**Data to process:**

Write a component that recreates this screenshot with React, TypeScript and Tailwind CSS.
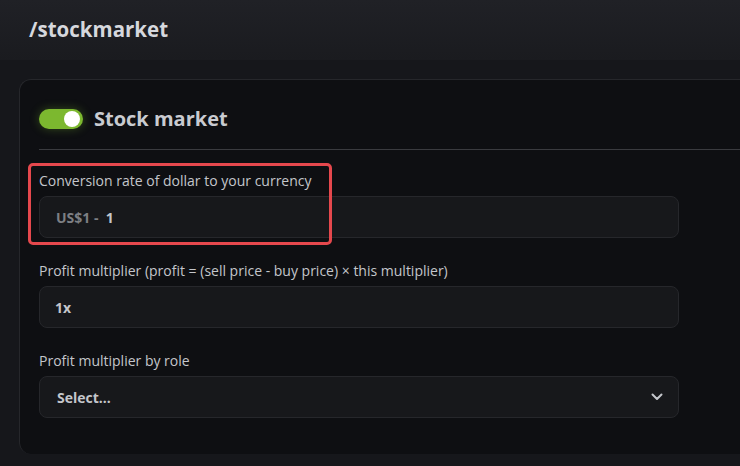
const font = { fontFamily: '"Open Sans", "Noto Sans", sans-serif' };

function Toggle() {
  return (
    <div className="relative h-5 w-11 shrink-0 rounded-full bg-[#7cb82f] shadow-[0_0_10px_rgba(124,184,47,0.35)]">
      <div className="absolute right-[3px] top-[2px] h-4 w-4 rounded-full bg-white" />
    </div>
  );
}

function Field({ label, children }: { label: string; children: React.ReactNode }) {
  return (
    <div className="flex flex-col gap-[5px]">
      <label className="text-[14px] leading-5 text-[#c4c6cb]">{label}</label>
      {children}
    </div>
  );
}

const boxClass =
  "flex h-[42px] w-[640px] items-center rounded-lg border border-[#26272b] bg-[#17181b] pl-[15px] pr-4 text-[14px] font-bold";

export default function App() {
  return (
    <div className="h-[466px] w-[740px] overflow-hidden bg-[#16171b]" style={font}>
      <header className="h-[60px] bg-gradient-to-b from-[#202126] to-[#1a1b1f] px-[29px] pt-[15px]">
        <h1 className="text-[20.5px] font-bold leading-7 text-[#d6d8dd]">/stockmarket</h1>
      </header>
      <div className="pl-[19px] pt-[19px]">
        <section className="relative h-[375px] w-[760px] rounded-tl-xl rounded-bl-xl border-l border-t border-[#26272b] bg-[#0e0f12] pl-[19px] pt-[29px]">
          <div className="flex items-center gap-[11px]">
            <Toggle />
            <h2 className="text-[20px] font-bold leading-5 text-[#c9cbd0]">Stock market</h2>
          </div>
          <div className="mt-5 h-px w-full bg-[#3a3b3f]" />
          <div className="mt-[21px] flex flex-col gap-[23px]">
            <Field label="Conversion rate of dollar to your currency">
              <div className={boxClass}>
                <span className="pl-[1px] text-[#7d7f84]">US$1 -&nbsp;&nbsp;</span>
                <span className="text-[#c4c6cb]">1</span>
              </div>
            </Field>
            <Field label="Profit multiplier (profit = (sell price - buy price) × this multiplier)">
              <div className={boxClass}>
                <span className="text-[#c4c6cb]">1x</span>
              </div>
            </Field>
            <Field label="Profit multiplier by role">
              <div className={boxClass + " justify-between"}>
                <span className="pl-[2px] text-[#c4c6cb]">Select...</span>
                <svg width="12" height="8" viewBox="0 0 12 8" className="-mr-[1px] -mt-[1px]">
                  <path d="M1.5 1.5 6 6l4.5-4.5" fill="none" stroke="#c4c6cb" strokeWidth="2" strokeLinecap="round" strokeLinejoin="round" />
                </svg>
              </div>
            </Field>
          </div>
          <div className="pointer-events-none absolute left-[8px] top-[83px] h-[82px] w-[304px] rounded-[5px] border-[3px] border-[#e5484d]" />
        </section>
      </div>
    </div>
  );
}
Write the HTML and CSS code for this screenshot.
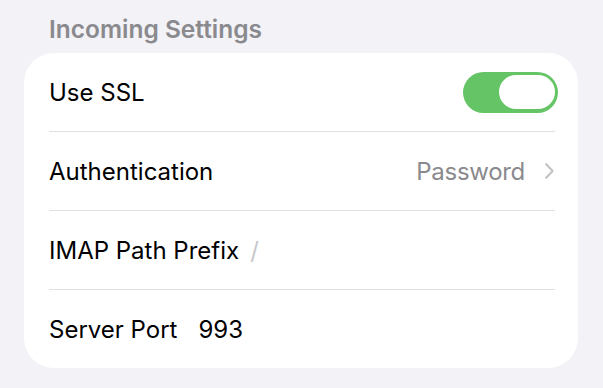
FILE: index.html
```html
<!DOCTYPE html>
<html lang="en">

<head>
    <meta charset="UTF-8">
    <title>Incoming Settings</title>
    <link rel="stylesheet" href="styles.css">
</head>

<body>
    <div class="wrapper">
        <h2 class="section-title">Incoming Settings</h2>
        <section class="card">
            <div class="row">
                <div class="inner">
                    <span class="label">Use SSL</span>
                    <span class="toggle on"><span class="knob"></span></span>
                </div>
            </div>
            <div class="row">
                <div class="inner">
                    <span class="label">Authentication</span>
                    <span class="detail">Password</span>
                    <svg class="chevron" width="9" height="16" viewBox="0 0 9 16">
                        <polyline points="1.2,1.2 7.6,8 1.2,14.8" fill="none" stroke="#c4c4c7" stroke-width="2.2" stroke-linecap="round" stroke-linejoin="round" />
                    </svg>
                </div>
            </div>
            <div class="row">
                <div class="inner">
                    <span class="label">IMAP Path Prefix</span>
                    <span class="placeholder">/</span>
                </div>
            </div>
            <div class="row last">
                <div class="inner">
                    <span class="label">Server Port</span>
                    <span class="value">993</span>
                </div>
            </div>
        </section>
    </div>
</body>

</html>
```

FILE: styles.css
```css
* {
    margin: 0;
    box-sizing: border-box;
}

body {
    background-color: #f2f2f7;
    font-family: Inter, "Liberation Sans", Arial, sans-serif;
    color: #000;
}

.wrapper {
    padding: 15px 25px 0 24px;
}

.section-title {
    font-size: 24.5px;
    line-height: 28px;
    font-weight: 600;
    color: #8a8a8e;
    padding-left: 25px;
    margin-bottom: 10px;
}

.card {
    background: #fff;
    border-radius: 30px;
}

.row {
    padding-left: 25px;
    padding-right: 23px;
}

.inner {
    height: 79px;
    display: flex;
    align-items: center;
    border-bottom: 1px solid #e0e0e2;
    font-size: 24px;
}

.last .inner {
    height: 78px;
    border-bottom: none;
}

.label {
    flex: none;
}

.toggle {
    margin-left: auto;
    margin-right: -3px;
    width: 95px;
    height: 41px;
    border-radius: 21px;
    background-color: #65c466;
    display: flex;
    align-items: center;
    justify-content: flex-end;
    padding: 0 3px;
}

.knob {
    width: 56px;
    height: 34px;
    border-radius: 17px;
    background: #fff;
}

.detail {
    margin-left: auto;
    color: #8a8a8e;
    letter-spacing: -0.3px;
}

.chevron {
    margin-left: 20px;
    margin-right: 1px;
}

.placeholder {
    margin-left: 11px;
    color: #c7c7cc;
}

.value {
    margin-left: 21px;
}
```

---

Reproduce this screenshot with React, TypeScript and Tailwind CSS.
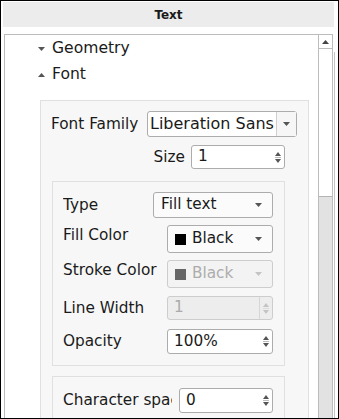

--

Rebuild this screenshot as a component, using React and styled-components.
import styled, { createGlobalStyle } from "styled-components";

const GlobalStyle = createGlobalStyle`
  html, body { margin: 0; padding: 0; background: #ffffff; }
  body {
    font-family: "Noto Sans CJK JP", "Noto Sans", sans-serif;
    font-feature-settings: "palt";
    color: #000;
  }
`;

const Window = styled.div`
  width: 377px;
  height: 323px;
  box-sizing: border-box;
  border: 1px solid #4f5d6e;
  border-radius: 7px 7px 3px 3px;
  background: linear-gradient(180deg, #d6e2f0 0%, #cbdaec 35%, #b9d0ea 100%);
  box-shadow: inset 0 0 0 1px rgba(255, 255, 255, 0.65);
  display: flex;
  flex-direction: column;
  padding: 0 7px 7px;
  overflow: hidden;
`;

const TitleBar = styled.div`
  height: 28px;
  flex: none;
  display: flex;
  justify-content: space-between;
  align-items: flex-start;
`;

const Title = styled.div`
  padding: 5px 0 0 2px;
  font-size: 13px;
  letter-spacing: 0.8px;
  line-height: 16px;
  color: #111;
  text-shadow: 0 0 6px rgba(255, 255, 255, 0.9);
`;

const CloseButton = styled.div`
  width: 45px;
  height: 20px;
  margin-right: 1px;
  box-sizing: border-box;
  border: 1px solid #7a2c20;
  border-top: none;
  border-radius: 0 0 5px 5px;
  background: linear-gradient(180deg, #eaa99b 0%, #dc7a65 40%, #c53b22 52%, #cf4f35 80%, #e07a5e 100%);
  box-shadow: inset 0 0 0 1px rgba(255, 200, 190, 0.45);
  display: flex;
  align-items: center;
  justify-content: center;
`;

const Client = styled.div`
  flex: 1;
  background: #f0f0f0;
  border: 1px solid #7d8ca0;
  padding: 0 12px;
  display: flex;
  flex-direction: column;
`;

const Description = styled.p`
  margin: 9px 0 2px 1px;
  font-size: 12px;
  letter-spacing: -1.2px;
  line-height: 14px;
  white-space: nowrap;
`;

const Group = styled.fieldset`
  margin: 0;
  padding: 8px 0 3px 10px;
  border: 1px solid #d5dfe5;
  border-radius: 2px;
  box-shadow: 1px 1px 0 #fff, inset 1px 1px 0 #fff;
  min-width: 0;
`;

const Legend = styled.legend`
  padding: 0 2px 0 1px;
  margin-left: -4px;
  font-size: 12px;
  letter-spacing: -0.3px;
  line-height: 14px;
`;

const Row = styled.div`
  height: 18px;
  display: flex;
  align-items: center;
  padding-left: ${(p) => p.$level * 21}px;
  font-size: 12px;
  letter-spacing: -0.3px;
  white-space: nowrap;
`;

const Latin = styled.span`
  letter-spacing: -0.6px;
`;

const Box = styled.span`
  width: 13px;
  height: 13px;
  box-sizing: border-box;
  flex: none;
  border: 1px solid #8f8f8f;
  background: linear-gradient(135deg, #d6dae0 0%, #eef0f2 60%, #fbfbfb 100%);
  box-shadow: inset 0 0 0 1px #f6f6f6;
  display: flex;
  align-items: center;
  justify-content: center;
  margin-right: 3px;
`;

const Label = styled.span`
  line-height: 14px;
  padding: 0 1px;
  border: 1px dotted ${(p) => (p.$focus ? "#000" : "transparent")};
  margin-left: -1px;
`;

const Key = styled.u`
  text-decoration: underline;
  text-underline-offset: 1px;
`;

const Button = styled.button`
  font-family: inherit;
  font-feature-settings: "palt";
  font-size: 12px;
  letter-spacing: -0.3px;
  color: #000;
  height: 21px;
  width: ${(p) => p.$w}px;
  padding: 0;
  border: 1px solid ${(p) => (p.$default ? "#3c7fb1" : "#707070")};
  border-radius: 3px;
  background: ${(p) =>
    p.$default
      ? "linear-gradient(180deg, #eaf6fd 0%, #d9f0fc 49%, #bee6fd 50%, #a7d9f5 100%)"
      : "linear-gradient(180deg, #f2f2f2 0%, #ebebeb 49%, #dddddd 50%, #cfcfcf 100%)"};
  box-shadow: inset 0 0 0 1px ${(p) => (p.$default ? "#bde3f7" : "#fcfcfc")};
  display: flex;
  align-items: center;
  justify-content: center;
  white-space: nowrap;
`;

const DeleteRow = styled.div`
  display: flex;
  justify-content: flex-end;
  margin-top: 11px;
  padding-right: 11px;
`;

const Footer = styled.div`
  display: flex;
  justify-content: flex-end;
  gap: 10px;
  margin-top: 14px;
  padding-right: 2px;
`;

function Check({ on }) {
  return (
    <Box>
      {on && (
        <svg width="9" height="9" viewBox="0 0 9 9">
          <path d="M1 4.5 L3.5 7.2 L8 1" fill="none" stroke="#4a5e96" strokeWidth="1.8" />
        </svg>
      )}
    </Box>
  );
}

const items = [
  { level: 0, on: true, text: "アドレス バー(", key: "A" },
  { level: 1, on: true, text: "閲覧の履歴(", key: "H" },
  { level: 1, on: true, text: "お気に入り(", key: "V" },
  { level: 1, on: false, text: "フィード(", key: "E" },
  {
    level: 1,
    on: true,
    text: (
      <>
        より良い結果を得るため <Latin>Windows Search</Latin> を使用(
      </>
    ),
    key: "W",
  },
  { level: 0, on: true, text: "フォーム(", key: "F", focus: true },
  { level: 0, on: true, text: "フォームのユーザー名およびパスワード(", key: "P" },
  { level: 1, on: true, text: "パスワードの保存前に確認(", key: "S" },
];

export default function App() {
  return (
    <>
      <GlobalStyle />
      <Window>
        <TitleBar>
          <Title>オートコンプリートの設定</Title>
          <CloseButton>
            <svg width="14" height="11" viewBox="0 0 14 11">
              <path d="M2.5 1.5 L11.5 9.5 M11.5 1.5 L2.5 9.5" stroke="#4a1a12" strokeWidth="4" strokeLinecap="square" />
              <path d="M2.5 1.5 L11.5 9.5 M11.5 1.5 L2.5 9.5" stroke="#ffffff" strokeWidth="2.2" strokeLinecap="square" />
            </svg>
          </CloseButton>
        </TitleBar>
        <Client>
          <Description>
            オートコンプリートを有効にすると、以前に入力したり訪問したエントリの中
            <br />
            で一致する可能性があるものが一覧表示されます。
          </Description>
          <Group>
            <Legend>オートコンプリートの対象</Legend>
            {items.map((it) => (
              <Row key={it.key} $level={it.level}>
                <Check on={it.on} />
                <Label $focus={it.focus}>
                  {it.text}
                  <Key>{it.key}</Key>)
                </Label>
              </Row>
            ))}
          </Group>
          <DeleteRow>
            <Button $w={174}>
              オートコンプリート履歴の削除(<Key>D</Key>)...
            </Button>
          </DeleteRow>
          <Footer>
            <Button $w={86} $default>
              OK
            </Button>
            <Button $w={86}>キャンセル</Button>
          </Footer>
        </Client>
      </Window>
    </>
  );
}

**The request:**
Look above for the line with "Write a component", then print it and each line after it down to and including the line with "h-[42px] w-[640px] items-center". Leave out the pictures and keep the wording exact.

**Written response:**
Write a component that recreates this screenshot with React, TypeScript and Tailwind CSS.
const font = { fontFamily: '"Open Sans", "Noto Sans", sans-serif' };

function Toggle() {
  return (
    <div className="relative h-5 w-11 shrink-0 rounded-full bg-[#7cb82f] shadow-[0_0_10px_rgba(124,184,47,0.35)]">
      <div className="absolute right-[3px] top-[2px] h-4 w-4 rounded-full bg-white" />
    </div>
  );
}

function Field({ label, children }: { label: string; children: React.ReactNode }) {
  return (
    <div className="flex flex-col gap-[5px]">
      <label className="text-[14px] leading-5 text-[#c4c6cb]">{label}</label>
      {children}
    </div>
  );
}

const boxClass =
  "flex h-[42px] w-[640px] items-center rounded-lg border border-[#26272b] bg-[#17181b] pl-[15px] pr-4 text-[14px] font-bold";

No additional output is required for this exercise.